Fr. Edward Holloway’s pastoral legacy is truly outstanding. He spent fifty five years in pastoral work in many different parishes, wrote some magnificent theology and philosophy, helped many men to be priests, edited a magazine for twenty years, gave numerous retreats, talks and lectures, founded a youth movement and left a remarkable intellectual legacy. He gave us some sense of his vocation in a passage that I would like to quote here. He had always encouraged us to eschew clerical careerism and in 1988, towards the end of his life, he wrote:
My vocation from God has not been to be a scholar, or to enjoy the time and library researches for deep theological analysis and reflection. I have lived as a pastoral priest overwhelmed with the family chores of the People of God. I have never regretted it and I have been deeply fulfilled in it. So lived the Fathers of the Church, pastoral presbyters all of them. So lived our Lord and Master, Peter the fisherman, and Paul the tentmaker.
A vision for this millennium
Fr. Holloway had his first heart attack, a very serious one, in 1989 and the doctors only gave him about two years to live.

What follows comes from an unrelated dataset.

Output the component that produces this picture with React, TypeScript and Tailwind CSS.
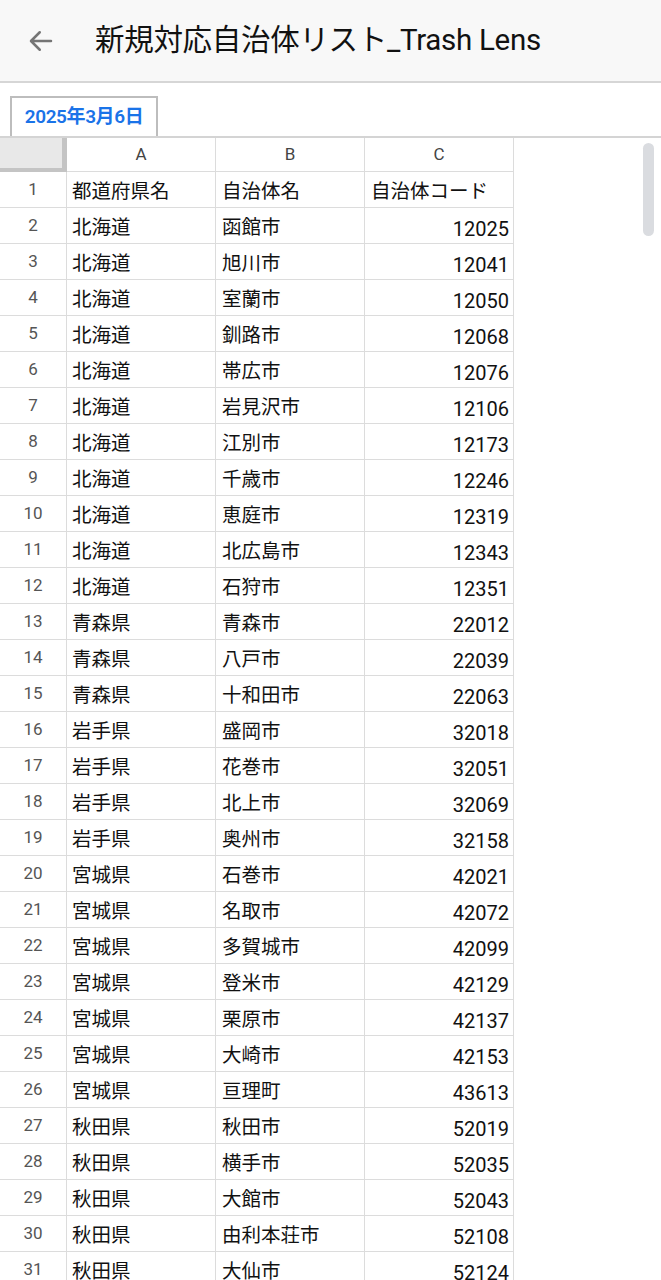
import React from 'react';

const rows: [string, string, string][] = [
  ['北海道', '函館市', '12025'],
  ['北海道', '旭川市', '12041'],
  ['北海道', '室蘭市', '12050'],
  ['北海道', '釧路市', '12068'],
  ['北海道', '帯広市', '12076'],
  ['北海道', '岩見沢市', '12106'],
  ['北海道', '江別市', '12173'],
  ['北海道', '千歳市', '12246'],
  ['北海道', '恵庭市', '12319'],
  ['北海道', '北広島市', '12343'],
  ['北海道', '石狩市', '12351'],
  ['青森県', '青森市', '22012'],
  ['青森県', '八戸市', '22039'],
  ['青森県', '十和田市', '22063'],
  ['岩手県', '盛岡市', '32018'],
  ['岩手県', '花巻市', '32051'],
  ['岩手県', '北上市', '32069'],
  ['岩手県', '奥州市', '32158'],
  ['宮城県', '石巻市', '42021'],
  ['宮城県', '名取市', '42072'],
  ['宮城県', '多賀城市', '42099'],
  ['宮城県', '登米市', '42129'],
  ['宮城県', '栗原市', '42137'],
  ['宮城県', '大崎市', '42153'],
  ['宮城県', '亘理町', '43613'],
  ['秋田県', '秋田市', '52019'],
  ['秋田県', '横手市', '52035'],
  ['秋田県', '大館市', '52043'],
  ['秋田県', '由利本荘市', '52108'],
  ['秋田県', '大仙市', '52124'],
];

const font = { fontFamily: 'Roboto, "Noto Sans CJK JP", sans-serif' };

const cell = 'h-[36px] border-r border-b border-[#dcdcdc] flex items-center';

export default function App() {
  return (
    <div className="relative w-[661px] h-[1280px] overflow-hidden bg-white" style={font}>
      {/* top bar */}
      <div className="h-[83px] bg-[#f8f8f8] border-b-2 border-[#d6d6d6] flex items-center">
        <svg className="ml-[26px] w-[30px] h-[30px]" viewBox="0 0 24 24" fill="none" stroke="#757575" strokeWidth="2" strokeLinecap="round" strokeLinejoin="round">
          <path d="M20 12H4.5M11 5l-7 7 7 7" />
        </svg>
        <h1 className="ml-[39px] text-[29.5px] text-[#111] tracking-[-0.3px] leading-none">新規対応自治体リスト_Trash Lens</h1>
      </div>

      {/* sheet tab */}
      <div className="pt-[13px] pl-[10px] border-b-2 border-[#d4d4d4]">
        <div className="w-[148px] h-[40px] border-2 border-b-0 border-[#bdbdbd] flex items-center justify-center">
          <span className="text-[19px] font-semibold text-[#1a73e8] tracking-[-0.4px]">2025年3月6日</span>
        </div>
      </div>

      {/* grid */}
      <div className="grid grid-cols-[67px_149px_149px_149px] w-[514px]">
        <div className="h-[34px] bg-[#e8e8e8] border-r-[5px] border-b-[4px] border-[#c4c4c4]" />
        {['A', 'B', 'C'].map((c) => (
          <div key={c} className="h-[34px] border-r border-b border-[#dcdcdc] flex items-center justify-center pt-[1px] text-[17px] text-[#444]">
            {c}
          </div>
        ))}

        <div className={`${cell} justify-center pt-[1px] text-[17px] text-[#555]`}>1</div>
        <div className={`${cell} pl-[5px] pt-[4px] text-[19.5px] text-[#111]`}>都道府県名</div>
        <div className={`${cell} pl-[6px] pt-[4px] text-[19.5px] text-[#111]`}>自治体名</div>
        <div className={`${cell} pl-[6px] pt-[4px] text-[19.5px] text-[#111]`}>自治体コード</div>

        {rows.map((r, i) => (
          <React.Fragment key={i}>
            <div className={`${cell} justify-center pt-[1px] text-[17px] text-[#555]`}>{i + 2}</div>
            <div className={`${cell} pl-[5px] pt-[4px] text-[19.5px] text-[#111]`}>{r[0]}</div>
            <div className={`${cell} pl-[6px] pt-[4px] text-[19.5px] text-[#111]`}>{r[1]}</div>
            <div className={`${cell} justify-end pr-[4px] pt-[6px] text-[20px] text-[#111]`}>{r[2]}</div>
          </React.Fragment>
        ))}
      </div>

      {/* scrollbar */}
      <div className="absolute left-[643px] top-[143px] w-[11px] h-[93px] rounded-full bg-[#dadce0]" />
    </div>
  );
}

In the providence of God he lived for another ten years, allowing him time to complete the formation of the Faith-Keyway Trust and hand over the work of the Faith Movement to the very many young priests ordained in the nineties. These ten years also gave him time, despite great physical suffering in the last years, to finish the main outlines of his philosophical work. So on 24 March 1999 (almost exactly eight years after his mother’s death, on 25 March 1991) God took him into the next life, his many labours over.
Even on this earth I am sure that we have not heard the last of Fr. Edward Holloway! On one occasion in the late sixties when his book had just been published the Apostolic Nuncio at the time visited Agnes Holloway and told her that he thought that a hundred years from now his book would be in every seminary in the Catholic Church. On the threshold of a new age God has given us, through Edward and Agnes Holloway, a vision for the new millennium and a mission to re-evangelise and ‘rebuild after the blitz’ of recent years in the Church. Despite all the resistance, the suffering and the misunderstanding a phrase of Cardinal Newman comes to mind - “Truth will ultimately win the day”. Fr. Holloway, thank you for all that you gave to us and meant to us. Your many labours over, may you truly rest in peace.